Olympic 3,000m steeplechase runner Conseslus Kipruto was aiming to add a world title to the gold he won in Rio last year - and three-time world 1,500m champion Asbel Kiprop has vowed to retain his crown in the games that begin on Friday.
But Rudisha’s torn muscle robbed him of his chance to go for a third world title and gave his team a steeper climb up the medals table, which it topped in Beijing two years ago.
“We cannot be overconfident, even if we have such a good team,” head coach Julius Kirwa said on the eve of their departure.
He has good reasons to be cautious, given the political and legal distractions that have swirled around the team in recent months.

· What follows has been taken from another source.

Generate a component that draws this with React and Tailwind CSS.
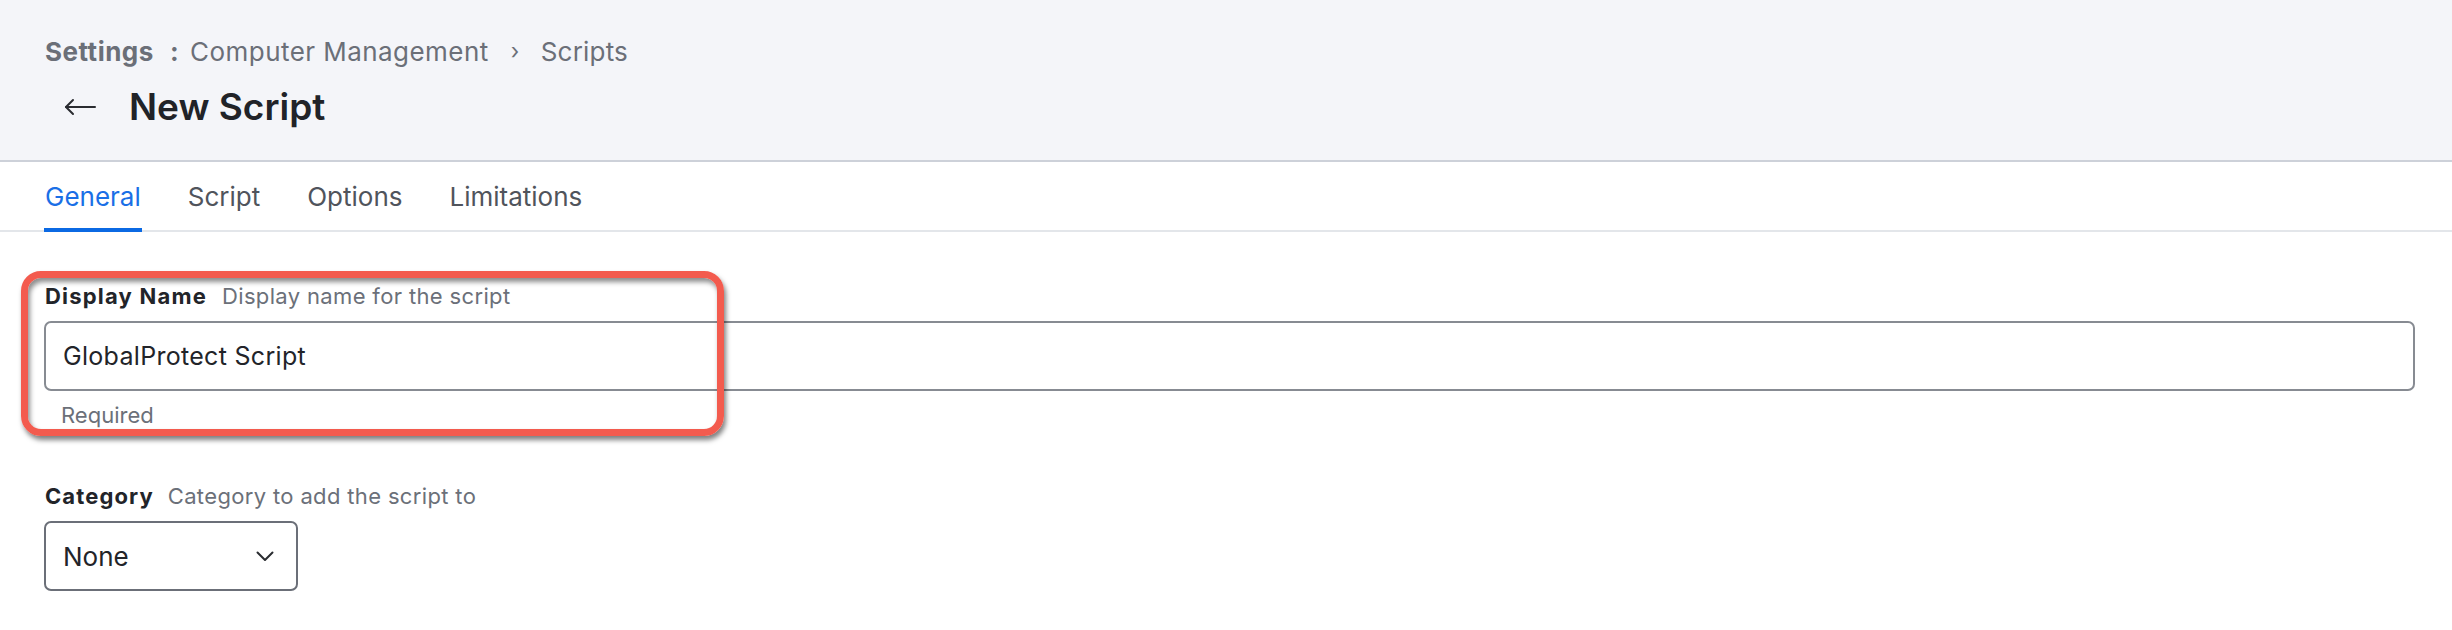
import { useState } from 'react'

const tabs = ['General', 'Script', 'Options', 'Limitations']

function BackArrow() {
  return (
    <svg width="32" height="18" viewBox="0 0 32 18" fill="none" stroke="#2a2c31" strokeWidth="2" strokeLinecap="round" strokeLinejoin="round">
      <path d="M31 9H2" />
      <path d="M9 2L2 9l7 7" />
    </svg>
  )
}

function Chevron() {
  return (
    <svg width="18" height="11" viewBox="0 0 18 11" fill="none" stroke="#2a2c31" strokeWidth="2" strokeLinecap="round" strokeLinejoin="round">
      <path d="M1.5 1.5L9 9l7.5-7.5" />
    </svg>
  )
}

export default function App() {
  const [active, setActive] = useState('General')
  const [name, setName] = useState('GlobalProtect Script')

  return (
    <div className="min-h-[630px] w-full bg-white font-['Inter',sans-serif]">
      {/* Header */}
      <header className="h-[162px] border-b-2 border-[#cdd1d9] bg-[#f4f5f9] pl-[45px] pt-[34px]">
        <nav className="flex h-[34px] items-center text-[26px] tracking-[0.5px] text-[#6b6f78]">
          <span className="font-bold">Settings</span>
          <span className="ml-[16px] mr-[11px] font-bold">:</span>
          <span className="tracking-[0.45px]">Computer Management</span>
          <span className="ml-[22px] mr-[21px] text-[22px]">›</span>
          <span className="tracking-[0.2px]">Scripts</span>
        </nav>
        <div className="mt-[17px] flex h-[44px] items-center">
          <button className="ml-[19px] mr-[33px] flex items-center">
            <BackArrow />
          </button>
          <h1 className="text-[37px] font-semibold text-[#212328]">New Script</h1>
        </div>
      </header>

      {/* Tabs */}
      <div className="flex h-[70px] gap-[47px] border-b-2 border-[#e3e6ea] pl-[45px]">
        {tabs.map((t) => (
          <button
            key={t}
            onClick={() => setActive(t)}
            className={`relative flex h-full items-center text-[26px] ${t === active ? 'text-[#1a6fe6]' : 'text-[#50545c]'}`}
          >
            {t}
            {t === active && <span className="absolute bottom-[-2px] left-[-1px] right-[-1px] h-[4px] bg-[#0b69e3]" />}
          </button>
        ))}
      </div>

      {/* Form */}
      <div className="relative pl-[44px] pr-[37px] pt-[50px]">
        <div className="flex h-[28px] items-center gap-[15px] pl-[1px] text-[22px]">
          <span className="font-bold tracking-[1.2px] text-[#222429]">Display Name</span>
          <span className="tracking-[0.35px] text-[#6b7079]">Display name for the script</span>
        </div>
        <input
          value={name}
          onChange={(e) => setName(e.target.value)}
          className="mt-[11px] h-[70px] w-full rounded-[7px] border-2 border-[#878b92] px-[17px] text-[25px] tracking-[0.3px] text-[#222429] outline-none"
        />
        <div className="mt-[11px] h-[26px] pl-[17px] text-[22px] leading-[26px] text-[#6b7079]">Required</div>

        <div className="mt-[54px] flex h-[28px] items-center gap-[14px] pl-[1px] text-[22px]">
          <span className="font-bold tracking-[1.1px] text-[#222429]">Category</span>
          <span className="tracking-[0.35px] text-[#6b7079]">Category to add the script to</span>
        </div>
        <button className="mt-[11px] flex h-[70px] w-[254px] items-center justify-between rounded-[7px] border-2 border-[#6b6f78] pl-[17px] pr-[22px] text-[26px] text-[#222429]">
          <span>None</span>
          <Chevron />
        </button>

        {/* annotation highlight */}
        <div className="pointer-events-none absolute left-[21px] top-[39px] h-[165px] w-[703px] rounded-[20px] border-[7px] border-[#f35b4e] shadow-[2px_4px_5px_rgba(0,0,0,0.5),inset_2px_4px_5px_rgba(0,0,0,0.45)]" />
      </div>
    </div>
  )
}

Its participation in London was cleared when officials finally filed paperwork showing it had met International Association of Athletics Federations’ anti-doping conditions, after missing two previous deadlines.
Kenya’s reputation for middle and long distance running has been tarnished by failed doping tests among its elite athletes, including former three-times Boston and Chicago marathon winner, Rita Jeptoo, and Jemimah Sumgong, the first Kenyan woman to win an Olympic marathon gold medal.
With the paperwork filed, attention has switched back to the 48-strong team.
“As Olympic champion, this is what I have been waiting for. I would wish to be crowned a world champion,” 22-year-old Kipruto said in the capital, Nairobi.
He will be up against compatriot and two-time Olympic champion Ezekiel Kemboi, who delayed retirement after missing out in Brazil saying: “I must retire (from steeplechase) as a champion.”
The field will be even more competitive with American Olympic silver medallist Evan Jager in the mix, along with Moroccan Soufiane El Bakkali, who won Diamond League events in Stockholm and Rabat.
Kiprop was also in a confident mood. “I am winning my fourth title (in London). Trust me. I have been to six World Championships. I have won three times,” he said.
Rudisha would have been a particularly strong attraction at the London Stadium, where he stunned the world by winning the 800m in a world record 1:40.91 at the 2012 Olympics.